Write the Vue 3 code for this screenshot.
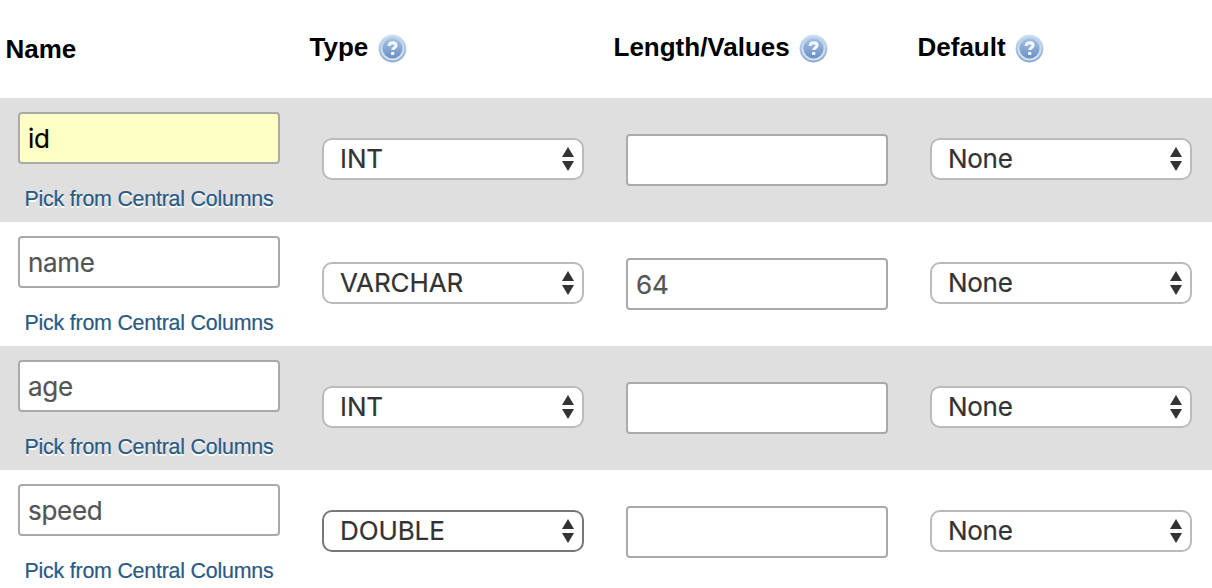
<script setup>
import { ref } from 'vue'

const headings = [
  { label: 'Name', help: false },
  { label: 'Type', help: true },
  { label: 'Length/Values', help: true },
  { label: 'Default', help: true },
]

const rows = ref([
  { name: 'id', type: 'INT', length: '', default: 'None', filled: true },
  { name: 'name', type: 'VARCHAR', length: '64', default: 'None' },
  { name: 'age', type: 'INT', length: '', default: 'None' },
  { name: 'speed', type: 'DOUBLE', length: '', default: 'None', hovered: true },
])
const types = ['INT', 'VARCHAR', 'DOUBLE']
</script>

<template>
  <main class="columns">
    <header class="head">
      <div v-for="h in headings" :key="h.label" class="heading" :class="{ plain: !h.help }">
        <span>{{ h.label }}</span>
        <svg v-if="h.help" class="help" viewBox="0 0 30 30">
          <defs>
            <linearGradient id="ring" x1="0" y1="0" x2="0" y2="1">
              <stop offset="0" stop-color="#d3e3f2" />
              <stop offset="1" stop-color="#86a5d0" />
            </linearGradient>
            <linearGradient id="gap" x1="0" y1="0" x2="0" y2="1">
              <stop offset="0" stop-color="#b9d0e8" />
              <stop offset="1" stop-color="#d6e4f3" />
            </linearGradient>
            <linearGradient id="disc" x1="0" y1="0" x2="0" y2="1">
              <stop offset="0" stop-color="#a3c1e2" />
              <stop offset="1" stop-color="#6a8fc5" />
            </linearGradient>
          </defs>
          <circle cx="15" cy="15" r="14.4" fill="url(#ring)" />
          <circle cx="15" cy="15" r="12.4" fill="url(#gap)" />
          <circle cx="15" cy="15" r="10.4" fill="url(#disc)" />
          <path d="M11.6 12.3c0-2 1.4-3.1 3.6-3.1s3.5 1.1 3.5 2.8c0 2.3-3.5 2.2-3.5 4.6" fill="none" stroke="#f4f8fd" stroke-width="3.2" />
          <rect x="13.5" y="18.6" width="3.4" height="3.2" rx=".8" fill="#f4f8fd" />
        </svg>
      </div>
    </header>

    <section v-for="row in rows" :key="row.name" class="row">
      <div class="cell name-cell">
        <input v-model="row.name" class="field name" :class="{ filled: row.filled }" type="text">
        <a class="pick">Pick from Central Columns</a>
      </div>
      <div class="cell">
        <div class="picker">
          <select v-model="row.type" class="select" :class="{ hovered: row.hovered }">
            <option v-for="t in types" :key="t">{{ t }}</option>
          </select>
          <svg class="arrows" viewBox="0 0 12 24"><path d="M6 0l6 10H0zM0 14h12L6 24z" /></svg>
        </div>
      </div>
      <div class="cell">
        <input v-model="row.length" class="field" type="text">
      </div>
      <div class="cell">
        <div class="picker">
          <select v-model="row.default" class="select default">
            <option>None</option>
          </select>
          <svg class="arrows" viewBox="0 0 12 24"><path d="M6 0l6 10H0zM0 14h12L6 24z" /></svg>
        </div>
      </div>
    </section>
  </main>
</template>

<style>
body {
  margin: 0;
  background: #fff;
}
</style>

<style scoped>
.columns {
  width: 1212px;
  height: 588px;
  overflow: hidden;
  font-family: "Liberation Sans", Arial, sans-serif;
}
.head,
.row {
  display: grid;
  grid-template-columns: repeat(4, 304px);
}
.head {
  height: 98px;
}
.heading {
  display: flex;
  align-items: center;
  gap: 9.5px;
  height: 30px;
  padding: 34px 0 0 5.5px;
  font-size: 26px;
  line-height: 30px;
  font-weight: bold;
  color: #000;
}
.heading span {
  margin-top: -4px;
}
.heading.plain span {
  margin-top: 0;
}
.help {
  width: 29px;
  height: 29px;
  margin-top: -1px;
}
.row {
  height: 124px;
}
.row:nth-of-type(odd) {
  background: #dfdfdf;
}
.cell {
  display: flex;
  align-items: center;
  padding-left: 18px;
}
.name-cell {
  flex-direction: column;
  align-items: flex-start;
  padding-top: 14px;
}
.field,
.select {
  box-sizing: border-box;
  width: 262px;
  margin: 0;
  outline: none;
  font-family: Inter, "Liberation Sans", sans-serif;
  font-size: 26px;
  letter-spacing: -0.1px;
  -webkit-text-stroke: 0.2px currentColor;
}
.field {
  height: 52px;
  padding: 0 8px;
  border: 2px solid #aaa;
  border-radius: 4px;
  background: #fff;
  color: #555;
}
.field.name,
.select.default {
  letter-spacing: -0.3px;
}
.field.filled {
  background: #feffc4;
  color: #000;
}
.pick {
  padding: 23px 0 0 6.5px;
  font-size: 21.4px;
  line-height: 24px;
  letter-spacing: -0.22px;
  color: #2a5a83;
  text-shadow: 0 2px 0 #fff;
  white-space: nowrap;
  -webkit-text-stroke: 0.2px currentColor;
}
.picker {
  position: relative;
  margin-top: -2px;
}
.select {
  display: block;
  height: 42px;
  padding: 0 16px 2px;
  appearance: none;
  border: 2px solid #bbb;
  border-radius: 10px;
  background: #fff;
  color: #333;
}
.select.hovered {
  border-color: #777;
}
.arrows {
  position: absolute;
  top: 9px;
  right: 10px;
  width: 12px;
  height: 24px;
  fill: #333;
  pointer-events: none;
}
</style>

-*-

## Task goal
Give the data above again in full and unchanged, skipping the pictures.

## Written solution
Write the Vue 3 code for this screenshot.
<script setup>
import { ref } from 'vue'

const headings = [
  { label: 'Name', help: false },
  { label: 'Type', help: true },
  { label: 'Length/Values', help: true },
  { label: 'Default', help: true },
]

const rows = ref([
  { name: 'id', type: 'INT', length: '', default: 'None', filled: true },
  { name: 'name', type: 'VARCHAR', length: '64', default: 'None' },
  { name: 'age', type: 'INT', length: '', default: 'None' },
  { name: 'speed', type: 'DOUBLE', length: '', default: 'None', hovered: true },
])
const types = ['INT', 'VARCHAR', 'DOUBLE']
</script>

<template>
  <main class="columns">
    <header class="head">
      <div v-for="h in headings" :key="h.label" class="heading" :class="{ plain: !h.help }">
        <span>{{ h.label }}</span>
        <svg v-if="h.help" class="help" viewBox="0 0 30 30">
          <defs>
            <linearGradient id="ring" x1="0" y1="0" x2="0" y2="1">
              <stop offset="0" stop-color="#d3e3f2" />
              <stop offset="1" stop-color="#86a5d0" />
            </linearGradient>
            <linearGradient id="gap" x1="0" y1="0" x2="0" y2="1">
              <stop offset="0" stop-color="#b9d0e8" />
              <stop offset="1" stop-color="#d6e4f3" />
            </linearGradient>
            <linearGradient id="disc" x1="0" y1="0" x2="0" y2="1">
              <stop offset="0" stop-color="#a3c1e2" />
              <stop offset="1" stop-color="#6a8fc5" />
            </linearGradient>
          </defs>
          <circle cx="15" cy="15" r="14.4" fill="url(#ring)" />
          <circle cx="15" cy="15" r="12.4" fill="url(#gap)" />
          <circle cx="15" cy="15" r="10.4" fill="url(#disc)" />
          <path d="M11.6 12.3c0-2 1.4-3.1 3.6-3.1s3.5 1.1 3.5 2.8c0 2.3-3.5 2.2-3.5 4.6" fill="none" stroke="#f4f8fd" stroke-width="3.2" />
          <rect x="13.5" y="18.6" width="3.4" height="3.2" rx=".8" fill="#f4f8fd" />
        </svg>
      </div>
    </header>

    <section v-for="row in rows" :key="row.name" class="row">
      <div class="cell name-cell">
        <input v-model="row.name" class="field name" :class="{ filled: row.filled }" type="text">
        <a class="pick">Pick from Central Columns</a>
      </div>
      <div class="cell">
        <div class="picker">
          <select v-model="row.type" class="select" :class="{ hovered: row.hovered }">
            <option v-for="t in types" :key="t">{{ t }}</option>
          </select>
          <svg class="arrows" viewBox="0 0 12 24"><path d="M6 0l6 10H0zM0 14h12L6 24z" /></svg>
        </div>
      </div>
      <div class="cell">
        <input v-model="row.length" class="field" type="text">
      </div>
      <div class="cell">
        <div class="picker">
          <select v-model="row.default" class="select default">
            <option>None</option>
          </select>
          <svg class="arrows" viewBox="0 0 12 24"><path d="M6 0l6 10H0zM0 14h12L6 24z" /></svg>
        </div>
      </div>
    </section>
  </main>
</template>

<style>
body {
  margin: 0;
  background: #fff;
}
</style>

<style scoped>
.columns {
  width: 1212px;
  height: 588px;
  overflow: hidden;
  font-family: "Liberation Sans", Arial, sans-serif;
}
.head,
.row {
  display: grid;
  grid-template-columns: repeat(4, 304px);
}
.head {
  height: 98px;
}
.heading {
  display: flex;
  align-items: center;
  gap: 9.5px;
  height: 30px;
  padding: 34px 0 0 5.5px;
  font-size: 26px;
  line-height: 30px;
  font-weight: bold;
  color: #000;
}
.heading span {
  margin-top: -4px;
}
.heading.plain span {
  margin-top: 0;
}
.help {
  width: 29px;
  height: 29px;
  margin-top: -1px;
}
.row {
  height: 124px;
}
.row:nth-of-type(odd) {
  background: #dfdfdf;
}
.cell {
  display: flex;
  align-items: center;
  padding-left: 18px;
}
.name-cell {
  flex-direction: column;
  align-items: flex-start;
  padding-top: 14px;
}
.field,
.select {
  box-sizing: border-box;
  width: 262px;
  margin: 0;
  outline: none;
  font-family: Inter, "Liberation Sans", sans-serif;
  font-size: 26px;
  letter-spacing: -0.1px;
  -webkit-text-stroke: 0.2px currentColor;
}
.field {
  height: 52px;
  padding: 0 8px;
  border: 2px solid #aaa;
  border-radius: 4px;
  background: #fff;
  color: #555;
}
.field.name,
.select.default {
  letter-spacing: -0.3px;
}
.field.filled {
  background: #feffc4;
  color: #000;
}
.pick {
  padding: 23px 0 0 6.5px;
  font-size: 21.4px;
  line-height: 24px;
  letter-spacing: -0.22px;
  color: #2a5a83;
  text-shadow: 0 2px 0 #fff;
  white-space: nowrap;
  -webkit-text-stroke: 0.2px currentColor;
}
.picker {
  position: relative;
  margin-top: -2px;
}
.select {
  display: block;
  height: 42px;
  padding: 0 16px 2px;
  appearance: none;
  border: 2px solid #bbb;
  border-radius: 10px;
  background: #fff;
  color: #333;
}
.select.hovered {
  border-color: #777;
}
.arrows {
  position: absolute;
  top: 9px;
  right: 10px;
  width: 12px;
  height: 24px;
  fill: #333;
  pointer-events: none;
}
</style>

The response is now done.